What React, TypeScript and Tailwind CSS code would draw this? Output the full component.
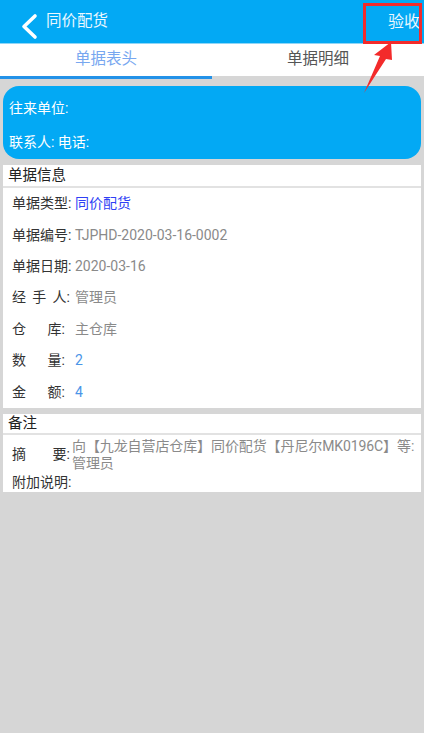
import React from "react";

const font = {
  fontFamily: "Roboto, 'Noto Sans CJK SC', 'Noto Sans', sans-serif",
};

type Row = { label: React.ReactNode; value: string; color: string };

function Spread({ parts, w }: { parts: string[]; w: string }) {
  return (
    <span className={`inline-flex justify-between ${w}`}>
      {parts.map((p) => (
        <span key={p}>{p}</span>
      ))}
    </span>
  );
}

const rows: Row[] = [
  { label: "单据类型:", value: "同价配货", color: "text-[#2f3ff5]" },
  { label: "单据编号:", value: "TJPHD-2020-03-16-0002", color: "text-[#8a8a8a]" },
  { label: "单据日期:", value: "2020-03-16", color: "text-[#8a8a8a]" },
  { label: <Spread parts={["经", "手", "人:"]} w="w-[58px]" />, value: "管理员", color: "text-[#8a8a8a]" },
  { label: <Spread parts={["仓", "库:"]} w="w-[53px]" />, value: "主仓库", color: "text-[#8a8a8a]" },
  { label: <Spread parts={["数", "量:"]} w="w-[53px]" />, value: "2", color: "text-[#4a95e8]" },
  { label: <Spread parts={["金", "额:"]} w="w-[53px]" />, value: "4", color: "text-[#4a95e8]" },
];

export default function App() {
  return (
    <div className="relative min-h-[733px] w-full bg-[#d6d6d6]" style={font}>
      {/* top bar */}
      <header className="flex h-[44px] items-center border-b border-[#8fd6f7] bg-[#03a9f4] text-[#eaf7ff]">
        <svg width="40" height="44" viewBox="0 0 40 44" className="ml-[4px]">
          <polyline
            points="31,16 20,26.5 31,37"
            fill="none"
            stroke="#ffffff"
            strokeWidth="3.6"
            strokeLinecap="round"
            strokeLinejoin="round"
          />
        </svg>
        <span className="ml-[2px] text-[15.5px]">同价配货</span>
        <span className="ml-auto mr-[4px] text-[16px]">验收</span>
      </header>

      {/* tabs */}
      <div className="flex h-[32px] bg-white text-[15.5px]">
        <div className="flex flex-1 items-center justify-center text-[#78a7f0]">单据表头</div>
        <div className="flex flex-1 items-center justify-center text-[#555555]">单据明细</div>
      </div>
      <div className="flex h-[3px]">
        <div className="w-1/2 bg-[#2392e8]" />
      </div>

      <main className="flex flex-col px-[3px] pt-[7px]">
        {/* contact card */}
        <div className="flex h-[73px] flex-col justify-between rounded-[16px] bg-[#03a9f4] px-[6px] pb-[7px] pt-[12px] text-[14px] text-white">
          <div className="leading-[20px]">往来单位:</div>
          <div className="leading-[20px]">联系人: 电话:</div>
        </div>

        {/* bill info */}
        <section className="mt-[6px] bg-white">
          <div className="h-[21px] px-[5px] text-[14.5px] leading-[21px] text-[#222222]">单据信息</div>
          <div className="h-[2px] bg-[#e2e2e2]" />
          <div className="flex flex-col px-[9px] text-[14px]">
            {rows.map((r, i) => (
              <div key={i} className="flex h-[31.4px] items-center">
                <span className="w-[63px] text-[#333333]">{r.label}</span>
                <span className={r.color}>{r.value}</span>
              </div>
            ))}
          </div>
        </section>

        {/* remarks */}
        <section className="mt-[6px] bg-white">
          <div className="h-[19px] px-[5px] text-[14.5px] leading-[19px] text-[#222222]">备注</div>
          <div className="h-[2px] bg-[#e2e2e2]" />
          <div className="flex flex-col pl-[9px] pr-[2px] pt-[3px] text-[14px]">
            <div className="flex items-center">
              <span className="w-[60px] shrink-0 text-[#333333]">
                <Spread parts={["摘", "要:"]} w="w-[58px]" />
              </span>
              <span className="leading-[17px] tracking-[-0.1px] text-[#8a8a8a]">
                向【九龙自营店仓库】同价配货【丹尼尔MK0196C】等:管理员
              </span>
            </div>
            <div className="leading-[20px] text-[#333333]">附加说明:</div>
          </div>
        </section>
      </main>

      {/* highlight annotation */}
      <div className="absolute left-[363px] top-[3px] h-[41px] w-[59px] border-[3px] border-[#f32b2b]" />
      <svg className="pointer-events-none absolute left-0 top-0" width="424" height="100" viewBox="0 0 424 100">
        <polygon points="391,42 374,55 380,56 364,93 386,59 392,60" fill="#f32b2b" />
      </svg>
    </div>
  );
}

■ ■ ■

> _GIVEN INSTRUCTION_: Write the material out again exactly as it appears, dropping the pictures.

> _COMPLETED EXERCISE_:
What React, TypeScript and Tailwind CSS code would draw this? Output the full component.
import React from "react";

const font = {
  fontFamily: "Roboto, 'Noto Sans CJK SC', 'Noto Sans', sans-serif",
};

type Row = { label: React.ReactNode; value: string; color: string };

function Spread({ parts, w }: { parts: string[]; w: string }) {
  return (
    <span className={`inline-flex justify-between ${w}`}>
      {parts.map((p) => (
        <span key={p}>{p}</span>
      ))}
    </span>
  );
}

const rows: Row[] = [
  { label: "单据类型:", value: "同价配货", color: "text-[#2f3ff5]" },
  { label: "单据编号:", value: "TJPHD-2020-03-16-0002", color: "text-[#8a8a8a]" },
  { label: "单据日期:", value: "2020-03-16", color: "text-[#8a8a8a]" },
  { label: <Spread parts={["经", "手", "人:"]} w="w-[58px]" />, value: "管理员", color: "text-[#8a8a8a]" },
  { label: <Spread parts={["仓", "库:"]} w="w-[53px]" />, value: "主仓库", color: "text-[#8a8a8a]" },
  { label: <Spread parts={["数", "量:"]} w="w-[53px]" />, value: "2", color: "text-[#4a95e8]" },
  { label: <Spread parts={["金", "额:"]} w="w-[53px]" />, value: "4", color: "text-[#4a95e8]" },
];

export default function App() {
  return (
    <div className="relative min-h-[733px] w-full bg-[#d6d6d6]" style={font}>
      {/* top bar */}
      <header className="flex h-[44px] items-center border-b border-[#8fd6f7] bg-[#03a9f4] text-[#eaf7ff]">
        <svg width="40" height="44" viewBox="0 0 40 44" className="ml-[4px]">
          <polyline
            points="31,16 20,26.5 31,37"
            fill="none"
            stroke="#ffffff"
            strokeWidth="3.6"
            strokeLinecap="round"
            strokeLinejoin="round"
          />
        </svg>
        <span className="ml-[2px] text-[15.5px]">同价配货</span>
        <span className="ml-auto mr-[4px] text-[16px]">验收</span>
      </header>

      {/* tabs */}
      <div className="flex h-[32px] bg-white text-[15.5px]">
        <div className="flex flex-1 items-center justify-center text-[#78a7f0]">单据表头</div>
        <div className="flex flex-1 items-center justify-center text-[#555555]">单据明细</div>
      </div>
      <div className="flex h-[3px]">
        <div className="w-1/2 bg-[#2392e8]" />
      </div>

      <main className="flex flex-col px-[3px] pt-[7px]">
        {/* contact card */}
        <div className="flex h-[73px] flex-col justify-between rounded-[16px] bg-[#03a9f4] px-[6px] pb-[7px] pt-[12px] text-[14px] text-white">
          <div className="leading-[20px]">往来单位:</div>
          <div className="leading-[20px]">联系人: 电话:</div>
        </div>

        {/* bill info */}
        <section className="mt-[6px] bg-white">
          <div className="h-[21px] px-[5px] text-[14.5px] leading-[21px] text-[#222222]">单据信息</div>
          <div className="h-[2px] bg-[#e2e2e2]" />
          <div className="flex flex-col px-[9px] text-[14px]">
            {rows.map((r, i) => (
              <div key={i} className="flex h-[31.4px] items-center">
                <span className="w-[63px] text-[#333333]">{r.label}</span>
                <span className={r.color}>{r.value}</span>
              </div>
            ))}
          </div>
        </section>

        {/* remarks */}
        <section className="mt-[6px] bg-white">
          <div className="h-[19px] px-[5px] text-[14.5px] leading-[19px] text-[#222222]">备注</div>
          <div className="h-[2px] bg-[#e2e2e2]" />
          <div className="flex flex-col pl-[9px] pr-[2px] pt-[3px] text-[14px]">
            <div className="flex items-center">
              <span className="w-[60px] shrink-0 text-[#333333]">
                <Spread parts={["摘", "要:"]} w="w-[58px]" />
              </span>
              <span className="leading-[17px] tracking-[-0.1px] text-[#8a8a8a]">
                向【九龙自营店仓库】同价配货【丹尼尔MK0196C】等:管理员
              </span>
            </div>
            <div className="leading-[20px] text-[#333333]">附加说明:</div>
          </div>
        </section>
      </main>

      {/* highlight annotation */}
      <div className="absolute left-[363px] top-[3px] h-[41px] w-[59px] border-[3px] border-[#f32b2b]" />
      <svg className="pointer-events-none absolute left-0 top-0" width="424" height="100" viewBox="0 0 424 100">
        <polygon points="391,42 374,55 380,56 364,93 386,59 392,60" fill="#f32b2b" />
      </svg>
    </div>
  );
}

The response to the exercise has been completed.